Meeting of the Parliament 09 March 2016 [Draft]
Well, we are awaiting that with great interest.
In the meantime, because our farmers have less support and are getting lower commodity prices, they failed to get the £180 million that Scotland was due from the CAP. It might have helped our producers a little bit if they had got from the CAP settlement what was their due right.
We also see, over our heads, that the agriculture department of the UK Government is split between those who want to be in Europe and those who want to be out: Liz Truss wants to be in, George Eustice wants to be out. There is no certain sound from there to back us up. Indeed, the cabinet secretary has already talked about Westminster’s experience of trying to make CAP payments and the mess that they got into in 2005. The difference now is that we cannot go back to paper calculations; we have to use a computerised system. That is what the European Union said.
NFUS representatives wrote to the Rural Affairs, Climate Change and Environment Committee about our legacy paper.

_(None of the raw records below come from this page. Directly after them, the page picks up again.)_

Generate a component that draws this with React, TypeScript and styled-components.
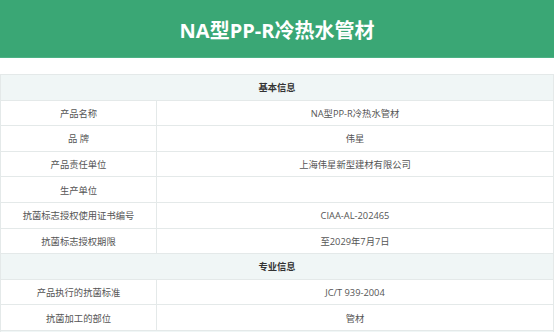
import React from "react";
import styled, { createGlobalStyle } from "styled-components";

const Global = createGlobalStyle`
  html, body { margin: 0; padding: 0; background: #ffffff; }
  body { font-family: "Open Sans", "Noto Sans CJK SC", sans-serif; }
`;

const Page = styled.div`
  width: 554px;
  display: flex;
  flex-direction: column;
`;

const Banner = styled.header`
  height: 58px;
  background: #3aa775;
  display: flex;
  align-items: center;
  justify-content: center;
  border-bottom: 1px solid #4cb285;
  box-sizing: border-box;
`;

const Title = styled.h1`
  margin: 0;
  padding-top: 2px;
  color: #ffffff;
  font-family: "Open Sans", "Noto Sans CJK SC", sans-serif;
  font-size: 20px;
  font-weight: 700;
  letter-spacing: 0;
`;

const Table = styled.div`
  margin-top: 16px;
  display: grid;
  grid-template-columns: 156px 1fr;
  grid-auto-rows: 25.6px;
  border-top: 1px solid #e4e9e9;
  border-left: 1px solid #e4e9e9;
  box-sizing: border-box;
`;

const Cell = styled.div<{ $section?: boolean }>`
  grid-column: ${(p) => (p.$section ? "1 / -1" : "auto")};
  display: flex;
  align-items: center;
  justify-content: center;
  box-sizing: border-box;
  border-right: 1px solid #e4e9e9;
  border-bottom: 1px solid #e4e9e9;
  background: ${(p) => (p.$section ? "#f0f6f6" : "#ffffff")};
  color: ${(p) => (p.$section ? "#333333" : "#555555")};
  font-weight: ${(p) => (p.$section ? 700 : 400)};
  font-size: 9.3px;
  font-family: "Open Sans", "Noto Sans CJK SC", sans-serif;
  white-space: nowrap;
`;

type Row = { section: string } | { label: string; value: string };

const rows: Row[] = [
  { section: "基本信息" },
  { label: "产品名称", value: "NA型PP-R冷热水管材" },
  { label: "品 牌", value: "伟星" },
  { label: "产品责任单位", value: "上海伟星新型建材有限公司" },
  { label: "生产单位", value: "" },
  { label: "抗菌标志授权使用证书编号", value: "CIAA-AL-202465" },
  { label: "抗菌标志授权期限", value: "至2029年7月7日" },
  { section: "专业信息" },
  { label: "产品执行的抗菌标准", value: "JC/T 939-2004" },
  { label: "抗菌加工的部位", value: "管材" },
  { section: "" },
];

export default function App() {
  return (
    <>
      <Global />
      <Page>
        <Banner>
          <Title>NA型PP-R冷热水管材</Title>
        </Banner>
        <Table>
          {rows.map((r, i) =>
            "section" in r ? (
              <Cell key={i} $section>
                {r.section}
              </Cell>
            ) : (
              <React.Fragment key={i}>
                <Cell>{r.label}</Cell>
                <Cell>{r.value}</Cell>
              </React.Fragment>
            )
          )}
        </Table>
      </Page>
    </>
  );
}
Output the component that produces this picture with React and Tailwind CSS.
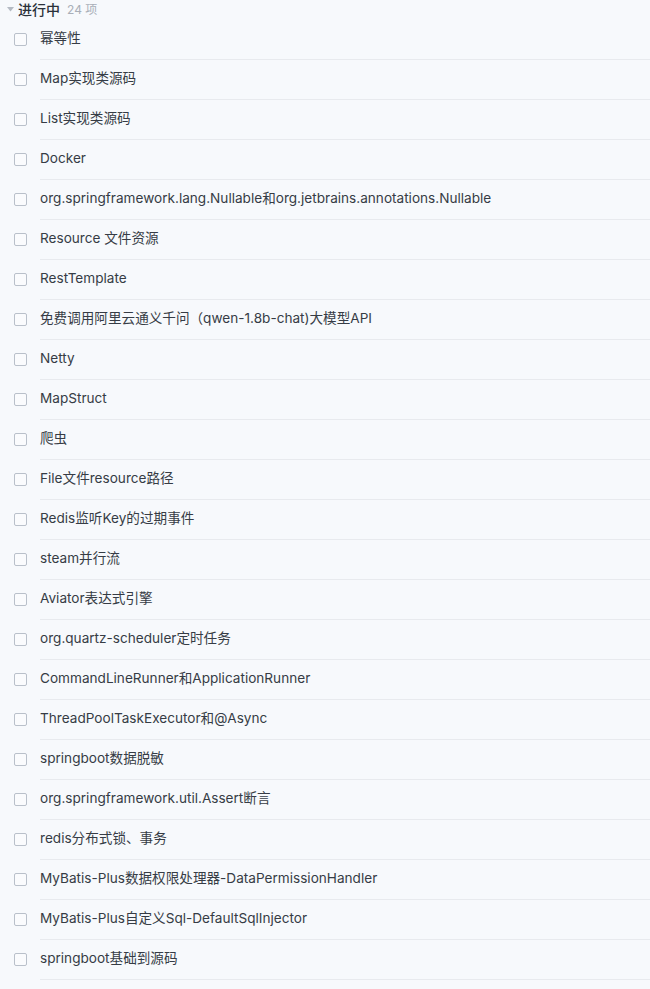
import React from 'react';

const items = [
  '幂等性',
  'Map实现类源码',
  'List实现类源码',
  'Docker',
  'org.springframework.lang.Nullable和org.jetbrains.annotations.Nullable',
  'Resource 文件资源',
  'RestTemplate',
  '免费调用阿里云通义千问（qwen-1.8b-chat)大模型API',
  'Netty',
  'MapStruct',
  '爬虫',
  'File文件resource路径',
  'Redis监听Key的过期事件',
  'steam并行流',
  'Aviator表达式引擎',
  'org.quartz-scheduler定时任务',
  'CommandLineRunner和ApplicationRunner',
  'ThreadPoolTaskExecutor和@Async',
  'springboot数据脱敏',
  'org.springframework.util.Assert断言',
  'redis分布式锁、事务',
  'MyBatis-Plus数据权限处理器-DataPermissionHandler',
  'MyBatis-Plus自定义Sql-DefaultSqlInjector',
  'springboot基础到源码',
];

export default function App() {
  return (
    <div
      className="min-h-screen w-full bg-[#f7f9fc] text-[#363c45]"
      style={{ fontFamily: 'Inter, "Noto Sans CJK SC", sans-serif' }}
    >
      <div className="flex h-5 items-center pb-[1px]">
        <div className="flex w-[18px] justify-center pl-[2px]">
          <svg width="7" height="5" viewBox="0 0 7 5">
            <path d="M0 0 L7 0 L3.5 4.5 Z" fill="#b4bac3" />
          </svg>
        </div>
        <span className="text-[14px] font-medium text-[#2b313a]">进行中</span>
        <span className="ml-[7px] text-[12px] text-[#a9afb8]">24 项</span>
      </div>

      {items.map((title) => (
        <div key={title} className="flex h-10 items-stretch">
          <div className="flex w-10 shrink-0 items-center pb-[1px] pl-[14px]">
            <div className="h-[13px] w-[13px] rounded-[2px] border border-[#b9c0ca] bg-white/40" />
          </div>
          <div className="flex flex-1 items-center border-b border-[#e8eaee] pb-[1px] text-[13.6px] leading-none">
            {title}
          </div>
        </div>
      ))}
    </div>
  );
}
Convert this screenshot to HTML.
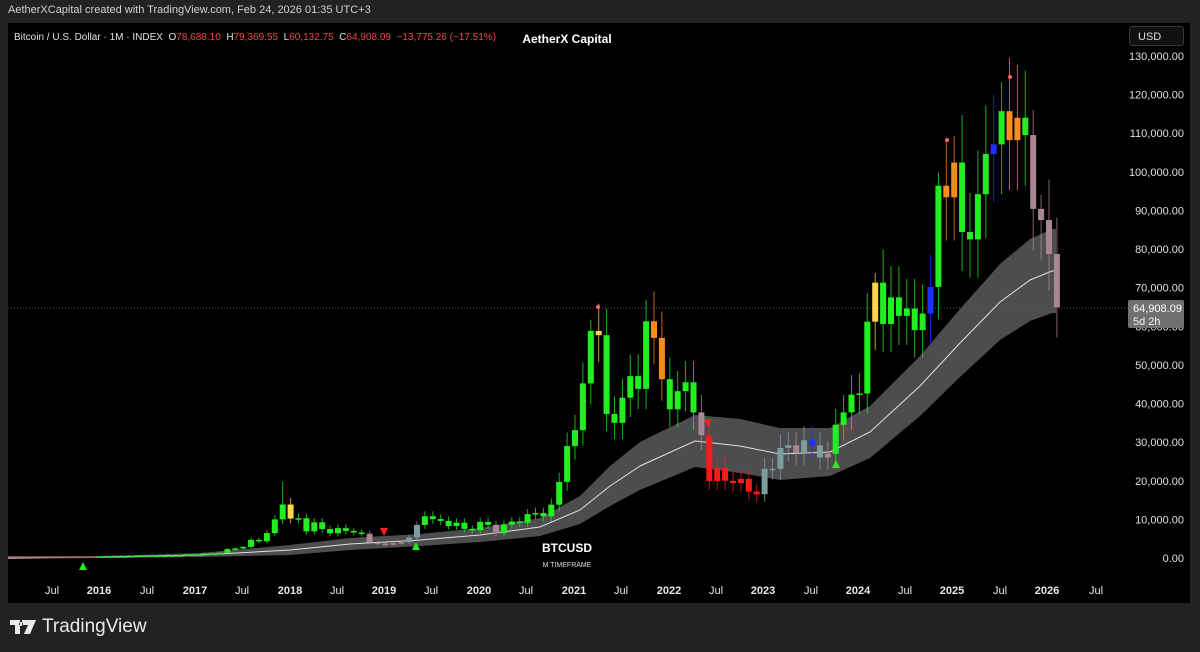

They said that:
“Food sufficiency in Scotland and the UK”
was a high aim, including:
“how to promote local food and better procurement; developing supply chains and collaborative projects with UK and EU partners designed specifically for exports, with tools to review successful food exports.”
How do we deal with that situation and make sure that our agriculture can meet those goals, if we do not have a system in place in London that backs us up?
People may tell us that we have a difficult land in which to grow crops and to raise cattle and sheep, but the point is that if the London Government had been in any way interested in making sure that that happened, it would not have allowed us to be underfunded for a start, and it would have offered extra means to help us to provide the payments.